一度は死に瀕した主人公バロットが、圧倒的な力を身に付けて生まれ変わり復讐に乗り出すという基本プロットはよくあるパターンではあるが、そのガラスのように脆く壊れやすい心を常に支え続けてくれるウフコック(ネズミ型万能兵器)に徐々に信頼を寄せ、絆を深め、愛情を育んでいく、その過程をエンタテインメントの要件を十分満たしながら丁寧に描いていくそのストーリーの素晴らしさ。この物語は手に汗握るエンタテインメントでありながら、少女の成長物語としても実に優れている。
また、この物語世界の設定も非常に面白い。発達しすぎた科学技術の使用が法的に禁止され、緊急事態においてのみ特別に使用が許可されるという「スクランブル-09」。したがって、自らが高度な科学技術の産物であり兵器であるウフコックは、本来存在してはならない存在であり、委任事件担当官として役に立つという「有用性」を示さなければ廃棄処分とされてしまう。なので、どんなに派手なアクションシーンでも、彼らの基本スタンスはあくまで「法に則った行動」であるという点。違法なことは決してしない。というより、できない。あくまで法に照らして自己の有用性を証明し続けなければ、生き延びることができないからだ。このあたりの設定が妙にリアリティがあって、また物語に絶妙な緊張感を生んでいる。これがなかったらきっと、映画「Matrix」みたいにとんでもないことになっていたはず。

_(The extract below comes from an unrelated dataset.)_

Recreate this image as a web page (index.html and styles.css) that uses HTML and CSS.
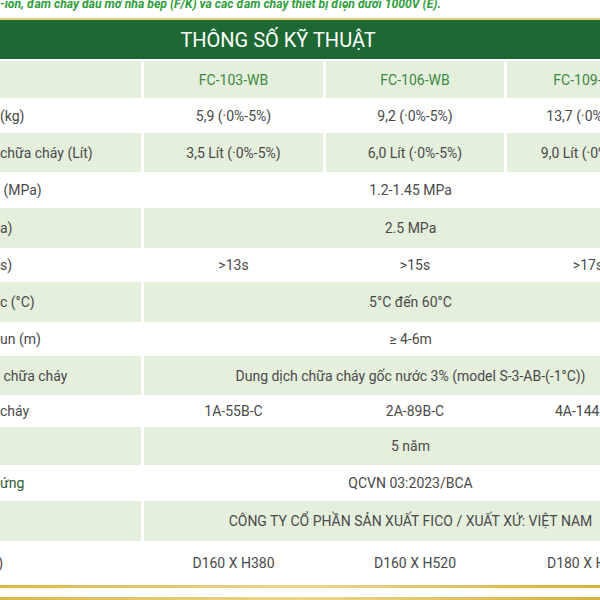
FILE: index.html
```html
<!DOCTYPE html>
<html lang="vi">
<head>
<meta charset="utf-8">
<link rel="stylesheet" href="styles.css">
</head>
<body>
<div class="page">
  <div class="intro"><p>-ion, đám cháy dầu mỡ nhà bếp (F/K) và các đám cháy thiết bị điện dưới 1000V (E).</p></div>
  <div class="title-bar"><h2>THÔNG SỐ KỸ THUẬT</h2></div>
  <div class="spec">
    <div class="row green head h37"><div class="c lbl"></div><div class="c">FC-103-WB</div><div class="c">FC-106-WB</div><div class="c">FC-109-WB</div></div>
    <div class="row h35"><div class="c lbl">(kg)</div><div class="c">5,9 (·0%-5%)</div><div class="c">9,2 (·0%-5%)</div><div class="c">13,7 (·0%-5%)</div></div>
    <div class="row green h39"><div class="c lbl">chữa cháy (Lít)</div><div class="c">3,5 Lít (·0%-5%)</div><div class="c">6,0 Lít (·0%-5%)</div><div class="c">9,0 Lít (·0%-5%)</div></div>
    <div class="row h36"><div class="c lbl">&nbsp;(MPa)</div><div class="c span">1.2-1.45 MPa</div></div>
    <div class="row green h40"><div class="c lbl">a)</div><div class="c span">2.5 MPa</div></div>
    <div class="row h34"><div class="c lbl">s)</div><div class="c">&gt;13s</div><div class="c">&gt;15s</div><div class="c">&gt;17s</div></div>
    <div class="row green h40"><div class="c lbl">c (°C)</div><div class="c span">5°C đến 60°C</div></div>
    <div class="row h34"><div class="c lbl">un (m)</div><div class="c span">≥ 4-6m</div></div>
    <div class="row green h39"><div class="c lbl">&nbsp;chữa cháy</div><div class="c span">Dung dịch chữa cháy gốc nước 3% (model S-3-AB-(-1°C))</div></div>
    <div class="row h32"><div class="c lbl">cháy</div><div class="c">1A-55B-C</div><div class="c">2A-89B-C</div><div class="c">4A-144B-C</div></div>
    <div class="row green h38"><div class="c lbl"></div><div class="c span">5 năm</div></div>
    <div class="row h36"><div class="c lbl link">ứng</div><div class="c span">QCVN 03:2023/BCA</div></div>
    <div class="row green h40"><div class="c lbl"></div><div class="c span">CÔNG TY CỔ PHẦN SẢN XUẤT FICO / XUẤT XỨ: VIỆT NAM</div></div>
    <div class="row h44"><div class="c lbl"><span class="cut">m)</span></div><div class="c">D160 X H380</div><div class="c">D160 X H520</div><div class="c">D180 X H650</div></div>
  </div>
  <div class="gold"></div>
  <div class="gold-gap"></div>
  <div class="gold"></div>
</div>
</body>
</html>
```
FILE: styles.css
```css
html, body {
  margin: 0;
  padding: 0;
  background: #ffffff;
  overflow: hidden;
}
.page {
  width: 600px;
  height: 600px;
  overflow: hidden;
  font-family: Roboto, "Noto Sans", sans-serif;
}
.intro {
  height: 18px;
  overflow: hidden;
}
.intro p {
  margin: -3px 0 0 0;
  font-size: 12.2px;
  line-height: 14px;
  font-weight: 700;
  font-style: italic;
  color: #2f9e3c;
  white-space: nowrap;
}
.title-bar {
  border-top: 2px solid #e3cc7c;
  background: #1e6833;
  height: 39px;
  display: flex;
  align-items: center;
  justify-content: center;
  padding-right: 44px;
}
.title-bar h2 {
  margin: 0;
  font-size: 20px;
  font-weight: 400;
  color: #ffffff;
}
.spec {
  margin-top: 2px;
  width: 669px;
  font-size: 14px;
  color: #4a4a4a;
}
.row {
  display: grid;
  grid-template-columns: 141px 179px 178px 162px;
  column-gap: 3px;
}
.c {
  display: flex;
  align-items: center;
  justify-content: center;
  white-space: nowrap;
  overflow: hidden;
}
.c.lbl {
  justify-content: flex-start;
}
.c.span {
  grid-column: 2 / 5;
  padding-left: 8px;
}
.green .c {
  background: #e4efdc;
}
.head .c {
  color: #3d8a43;
}
.link {
  color: #2f5a36;
}
.cut {
  margin-left: -14px;
}
.h32 { height: 32px; }
.h34 { height: 34px; }
.h35 { height: 35px; }
.h36 { height: 36px; }
.h37 { height: 37px; }
.h38 { height: 38px; }
.h39 { height: 39px; }
.h40 { height: 40px; }
.h44 { height: 44px; }
.gold {
  height: 3px;
  background: linear-gradient(90deg, #d8b84e, #ecd68a 50%, #d4b142);
}
.gold-gap {
  height: 9px;
}
```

さらにこの物語で強烈なのが、文庫本まるまる一冊分を使って書いたカジノでのギャンブルシーン。要するにルーレットやブラックジャックでディーラーたちと延々と勝負しているだけなのだが、ページを繰る手を止められないくらい面白い。実はこのカジノの場面を描きたいがためにこの作品を書いたんじゃないかと思うほど、このシーンは熱い。作者があとがきで告白しているが、このブラックジャック勝負を書いている途中にあまりの緊張感に嘔吐してしまったという。やっぱりそうなのか。
ということで、今年読んだ SF ものでは最高の作品。おすすめです。